Researchers from the University of Mendoza and the Universidad Politécnica de Madrid participated in the molecular dynamics component of the study. These simulations allowed for an analysis of how the initial crystalline orientation of the iron and pressure-induced structural transformations alter its mechanical strength.
One of the most significant findings was the identification of unexpected behavior associated with the phase transition of iron under pressure. During compression, atoms rearrange themselves, and the material undergoes a change in its crystalline structure. This transformation also alters the microstructure, creating small grains that can decisively influence the material's mechanical response.
The team observed that iron under high pressure exhibits varying levels of strength depending on the crystalline orientation of the initial phase. Specifically, certain orientations produce a high-pressure phase that is consistently stronger than others contrasting with the trends observed under ambient conditions.
Large-scale molecular dynamics simulations reproduced this same trend and helped identify its likely origin: the way different crystalline orientations undergo the phase transition and subsequently deform within the high-pressure structure.
"This result demonstrates that, even under pressures of millions of atmospheres, the material's structural history remains significant. The initial orientation and the phase transformation determine the resulting microstructure and, consequently, the material's mechanical response," points out Ruestes.
Implications for Geophysics and Extreme Materials
Understanding the strength of iron and its dependence on microstructure is relevant to interpreting the dynamics of Earth's inner core. The way iron deforms and flows under extreme conditions can influence seismic anisotropy, that is, the directional dependence of seismic wave propagation speeds within the inner core.

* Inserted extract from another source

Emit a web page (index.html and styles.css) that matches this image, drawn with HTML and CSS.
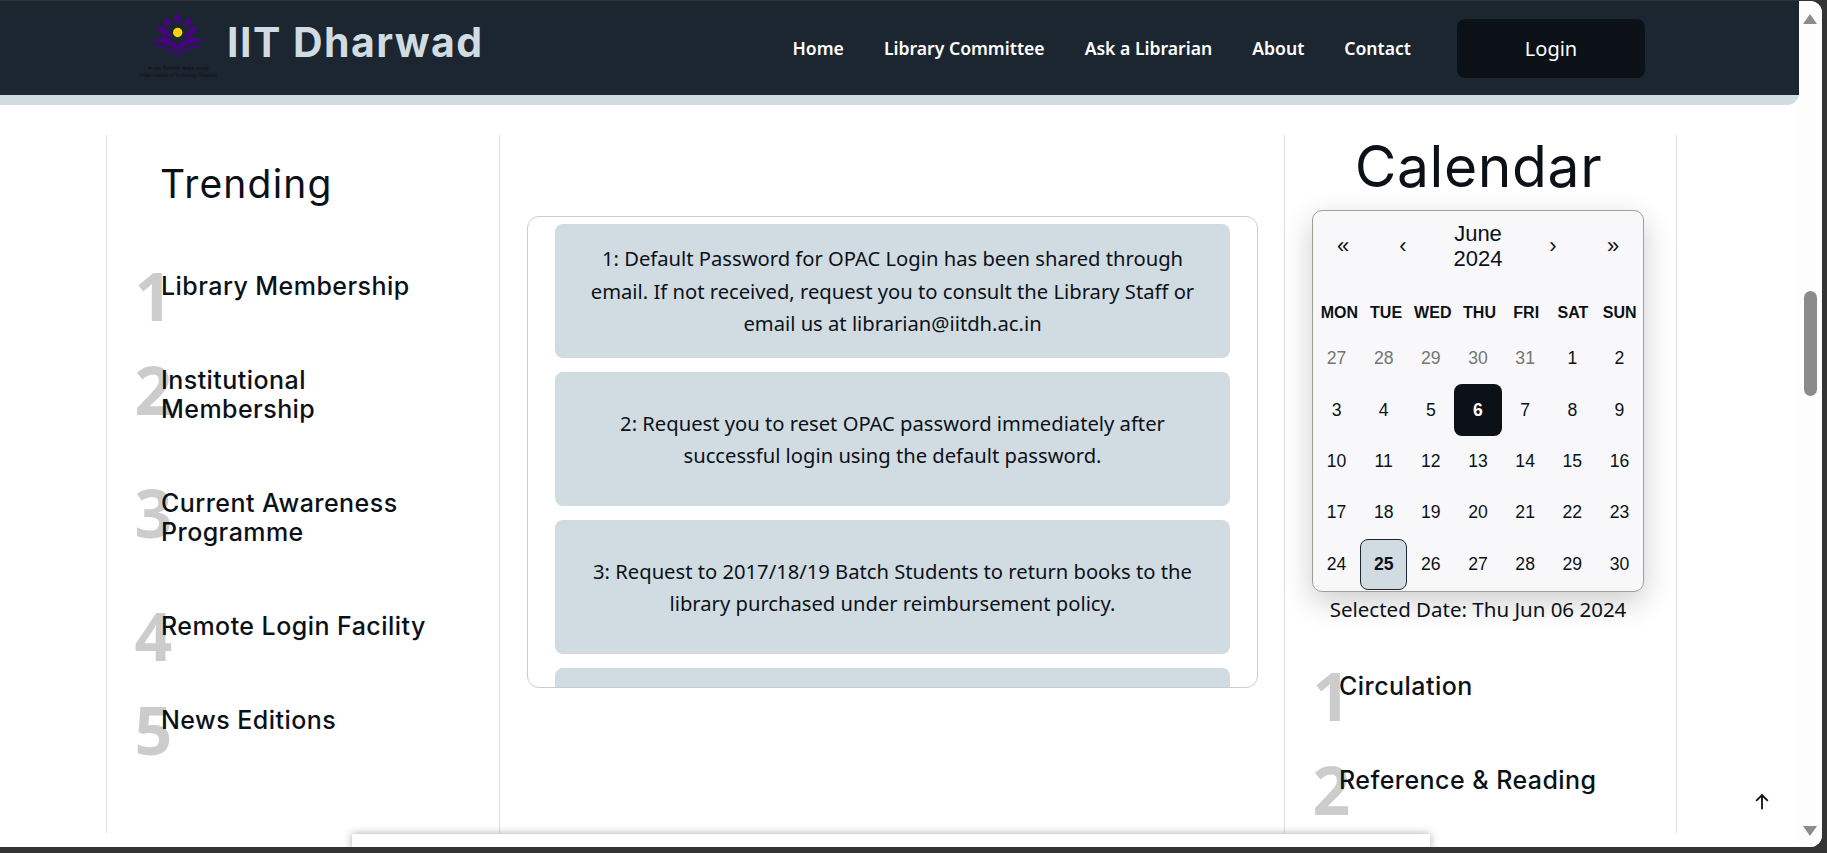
FILE: index.html

```html
<!DOCTYPE html>
<html lang="en">
  <head>
    <title>IIT Dharwad Library</title>
    <link rel="stylesheet" href="styles.css">
  </head>
  <body>
    <div class="window">
      <div class="page">
        <div class="topbar">
          <header class="header">
            <div class="logo">
              <svg class="logo-mark" viewBox="0 0 60 46" width="60" height="46">
                <g fill="#45057f">
                  <path d="M29.7 0.7l4.2 6.5-4.2 4.6-4.2-4.6z"/>
                  <path d="M16 5.7l6.7 3.3 1 3.3-3.7 3-3.7-4.6z"/>
                  <path d="M43.4 5.7l-6.7 3.3-1 3.3 3.7 3 3.7-4.6z"/>
                  <path d="M7.7 14l8.3 0.7 9.3 11-11-3.4z"/>
                  <path d="M51.7 14l-8.3 0.7-9.3 11 11-3.4z"/>
                  <path d="M1 29c8-2 14-4 19-7l-1 4c4 1 8 4 10.7 8 2.7-4 6.7-7 10.7-8l-1-4c5 3 11 5 19 7-10 0-20 3-28.7 10-8.7-7-18.7-10-28.7-10z"/>
                  <path d="M6 33c9 0 17 3 23.7 9.500 6.7-6.500 14.700-9.500 23.700-9.500l-3 2.500c-8 0.500-15 4-20.700 9.500-5.700-5.500-12.700-9-20.700-9.500z"/>
                </g>
                <circle cx="29.7" cy="20.5" r="4.7" fill="#ffd20a"/>
              </svg>
              <span class="logo-hi">भारतीय प्रौद्योगिकी संस्थान धारवाड़</span>
              <span class="logo-en">Indian Institute of Technology Dharwad</span>
            </div>
            <div class="brand">IIT Dharwad</div>
            <nav class="menu">
              <a>Home</a>
              <a>Library Committee</a>
              <a>Ask a Librarian</a>
              <a>About</a>
              <a>Contact</a>
            </nav>
            <button class="login">Login</button>
          </header>
        </div>

        <div class="columns">
          <section class="col col-side">
            <h2 class="trending-title">Trending</h2>
            <ul class="ranked">
              <li><span class="num">1</span><span class="label">Library Membership</span></li>
              <li><span class="num">2</span><span class="label">Institutional<br>Membership</span></li>
              <li><span class="num">3</span><span class="label">Current Awareness<br>Programme</span></li>
              <li><span class="num">4</span><span class="label">Remote Login Facility</span></li>
              <li><span class="num">5</span><span class="label">News Editions</span></li>
            </ul>
          </section>

          <section class="col-mid">
            <div class="notices">
              <div class="notice">1: Default Password for OPAC Login has been shared through email. If not received, request you to consult the Library Staff or email us at librarian@iitdh.ac.in</div>
              <div class="notice">2: Request you to reset OPAC password immediately after successful login using the default password.</div>
              <div class="notice">3: Request to 2017/18/19 Batch Students to return books to the library purchased under reimbursement policy.</div>
              <div class="notice"></div>
            </div>
          </section>

          <section class="col col-cal">
            <h2 class="cal-title">Calendar</h2>
            <div class="cal-wrap">
              <div class="calendar">
                <div class="cal-nav">
                  <span class="cal-arrow">«</span>
                  <span class="cal-arrow">‹</span>
                  <span class="cal-month">June 2024</span>
                  <span class="cal-arrow">›</span>
                  <span class="cal-arrow">»</span>
                </div>
                <div class="cal-week">
                  <span>MON</span><span>TUE</span><span>WED</span><span>THU</span><span>FRI</span><span>SAT</span><span>SUN</span>
                </div>
                <div class="cal-days">
                  <span class="off">27</span><span class="off">28</span><span class="off">29</span><span class="off">30</span><span class="off">31</span><span>1</span><span>2</span>
                  <span>3</span><span>4</span><span>5</span><span class="active">6</span><span>7</span><span>8</span><span>9</span>
                  <span>10</span><span>11</span><span>12</span><span>13</span><span>14</span><span>15</span><span>16</span>
                  <span>17</span><span>18</span><span>19</span><span>20</span><span>21</span><span>22</span><span>23</span>
                  <span>24</span><span class="today">25</span><span>26</span><span>27</span><span>28</span><span>29</span><span>30</span>
                </div>
              </div>
              <p class="cal-picked">Selected Date: Thu Jun 06 2024</p>
            </div>
            <ul class="ranked ranked-cal">
              <li><span class="num">1</span><span class="label">Circulation</span></li>
              <li><span class="num">2</span><span class="label">Reference &amp; Reading</span></li>
            </ul>
          </section>
        </div>

        <div class="footer-peek"></div>
        <svg class="to-top" viewBox="0 0 16 16" width="18" height="18">
          <path d="M8 14.5V2M2.8 7L8 1.8 13.2 7" fill="none" stroke="#0c1118" stroke-width="1.6"/>
        </svg>
      </div>

      <div class="scrollbar">
        <span class="arrow-up"></span>
        <span class="thumb"></span>
        <span class="arrow-down"></span>
      </div>
    </div>
  </body>
</html>
```

FILE: styles.css

```css
* {
  box-sizing: border-box;
}

html,
body {
  margin: 0;
  height: 853px;
  overflow: hidden;
  background-color: #333333;
}

body {
  font-family: "Noto Sans", "Open Sans", sans-serif;
  color: #0c1118;
}

.window {
  display: flex;
  width: 1822px;
  height: 846px;
  margin-top: 1px;
  background-color: #ffffff;
  border-radius: 0 12px 12px 0;
  overflow: hidden;
}

.page {
  position: relative;
  width: 1799px;
  height: 846px;
  overflow: hidden;
}

/* header */
.topbar {
  background-color: #d1dce2;
  padding-bottom: 10px;
  border-radius: 0 0 12px 0;
}

.header {
  display: flex;
  align-items: center;
  height: 94px;
  padding-left: 137px;
  padding-right: 154px;
  background-color: #1c2630;
}

.logo {
  display: flex;
  flex-direction: column;
  align-items: center;
  width: 82px;
  height: 78px;
  padding-top: 2px;
  margin-top: 2px;
  color: #0c1118;
}

.logo-hi {
  margin-top: 6px;
  font-size: 5px;
  line-height: 8px;
  white-space: nowrap;
}

.logo-en {
  font-family: "Liberation Sans", sans-serif;
  font-size: 4.5px;
  line-height: 8px;
  white-space: nowrap;
}

.brand {
  margin-left: 8px;
  margin-top: -13px;
  font-family: Inter, sans-serif;
  font-size: 41px;
  font-weight: 700;
  letter-spacing: 1.45px;
  color: #d1dce2;
}

.menu {
  display: flex;
  gap: 40px;
  margin-left: auto;
  margin-top: -1px;
  font-family: "Noto Sans", sans-serif;
  font-size: 17.6px;
  font-weight: 600;
  color: #ffffff;
}

.login {
  width: 188px;
  height: 59px;
  margin-left: 46px;
  border: none;
  border-radius: 8px;
  background-color: #0c1118;
  color: #ffffff;
  font-family: "Noto Sans", sans-serif;
  font-size: 20px;
}

/* three columns */
.columns {
  display: flex;
  height: 698px;
  margin-top: 30px;
  margin-left: 106px;
  width: 1571px;
}

.col {
  width: 393px;
  height: 100%;
  border-left: 1px solid #dee2e6;
  border-right: 1px solid #dee2e6;
}

.col-side {
  width: 394px;
}

.col-mid {
  flex: 1;
  padding-top: 81px;
  padding-left: 27px;
  padding-right: 26px;
}

.trending-title,
.cal-title {
  margin: 0;
  font-family: Inter, sans-serif;
  font-weight: 400;
}

.trending-title {
  margin-top: 26px;
  margin-left: 53px;
  font-size: 39px;
  line-height: 46px;
  letter-spacing: 1.2px;
}

.ranked {
  list-style: none;
  margin: 65px 0 0;
  padding: 0 0 0 25px;
}

.ranked li {
  display: flex;
  align-items: flex-start;
  margin-bottom: 65px;
}

.num {
  flex: none;
  width: 26.5px;
  margin-top: -10px;
  margin-left: 2.5px;
  margin-bottom: -37px;
  font-family: "Open Sans", sans-serif;
  font-size: 66px;
  font-weight: 700;
  line-height: 66px;
  color: #cccccc;
}

.label {
  position: relative;
  font-family: Inter, sans-serif;
  font-size: 25px;
  font-weight: 500;
  line-height: 29px;
  letter-spacing: 0.45px;
}

/* notices */
.notices {
  height: 472px;
  padding: 7px 27px 0;
  border: 1px solid #cccccc;
  border-radius: 12px;
  overflow: hidden;
}

.notice {
  display: flex;
  align-items: center;
  justify-content: center;
  height: 134px;
  margin-bottom: 14px;
  padding: 0 26px;
  background-color: #d1dce2;
  border-radius: 8px;
  text-align: center;
  font-size: 20.2px;
  line-height: 32.5px;
}

/* calendar */
.col-cal {
  text-align: center;
}

.cal-title {
  padding-right: 4px;
  font-size: 57px;
  line-height: 64px;
  letter-spacing: 0.6px;
}

.cal-wrap {
  width: 332px;
  margin-top: 11px;
  margin-left: 27px;
}

.calendar {
  height: 382px;
  background-color: #f8f8fa;
  border: 1px solid #a0a096;
  border-radius: 10px;
  box-shadow: 0 10px 30px rgba(0, 0, 0, 0.2);
  font-family: "Liberation Sans", Arial, sans-serif;
}

.cal-nav {
  display: flex;
  align-items: center;
  height: 70px;
  font-size: 22px;
  line-height: 25px;
}

.cal-arrow {
  width: 60px;
  margin-top: -2px;
}

.cal-month {
  flex: 1;
  padding: 0 20px;
}

.cal-week,
.cal-days {
  display: grid;
  grid-template-columns: repeat(7, 1fr);
}

.cal-week {
  height: 40px;
  margin-top: 12px;
  padding-left: 3px;
  align-items: center;
  font-size: 16px;
  font-weight: 700;
}

.cal-days {
  grid-auto-rows: 51.4px;
  font-size: 17.6px;
}

.cal-days span {
  display: flex;
  align-items: center;
  justify-content: center;
  border-radius: 8px;
}

.cal-days .off {
  color: #757575;
}

.cal-days .active {
  background-color: #0c1118;
  color: #ffffff;
  font-weight: 700;
}

.cal-days .today {
  background-color: #d1dce2;
  border: 1px solid #1c2630;
  font-weight: 700;
}

.cal-picked {
  position: relative;
  margin: 0;
  padding: 2px 0 4px;
  font-size: 20.5px;
  line-height: 30px;
}

.ranked-cal {
  margin-top: 44px;
  text-align: left;
}

/* bits lying over the page */
.footer-peek {
  position: absolute;
  left: 352px;
  top: 833px;
  width: 1078px;
  height: 14px;
  background-color: #ffffff;
  box-shadow: 0 0 8px rgba(0, 0, 0, 0.35);
}

.to-top {
  position: absolute;
  left: 1753px;
  top: 792px;
}

/* scrollbar */
.scrollbar {
  position: relative;
  flex: none;
  width: 23px;
  background-color: #fdfdfd;
}

.arrow-up,
.arrow-down {
  position: absolute;
  left: 4px;
  width: 0;
  height: 0;
  border-left: 7px solid transparent;
  border-right: 7px solid transparent;
}

.arrow-up {
  top: 13px;
  border-bottom: 10px solid #8b8b8b;
}

.arrow-down {
  bottom: 11px;
  border-top: 10px solid #8b8b8b;
}

.thumb {
  position: absolute;
  left: 5px;
  top: 290px;
  width: 13px;
  height: 105px;
  border-radius: 7px;
  background-color: #8b8b8b;
}
```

These phenomena are linked to the structure and evolution of Earth's deep interior and can provide insights into the core's dynamic history and its relationship with Earth's magnetic field.
The results also have broader implications for the study of materials subjected to extreme conditions and for understanding the interiors of other rocky planets and exoplanets with iron-rich cores.
An international collaboration with Spanish participation
The study brings together researchers from Lawrence Livermore National Laboratory, the University of California San Diego, the University of Mendoza, SLAC National Accelerator Laboratory, Stanford University, and the Universidad Politécnica de Madrid. Thus, this project solidifies a scientific collaboration among the United States, Argentina, and Spain in the study of materials under extreme conditions.
“This work demonstrates the value of integrating large-scale experimental facilities with advanced computational simulation. It also shows that Ibero-American universities can make direct contributions to cutting-edge scientific problems that require a close connection between experiments, theory, and high-performance computing,” concludes Ruestes.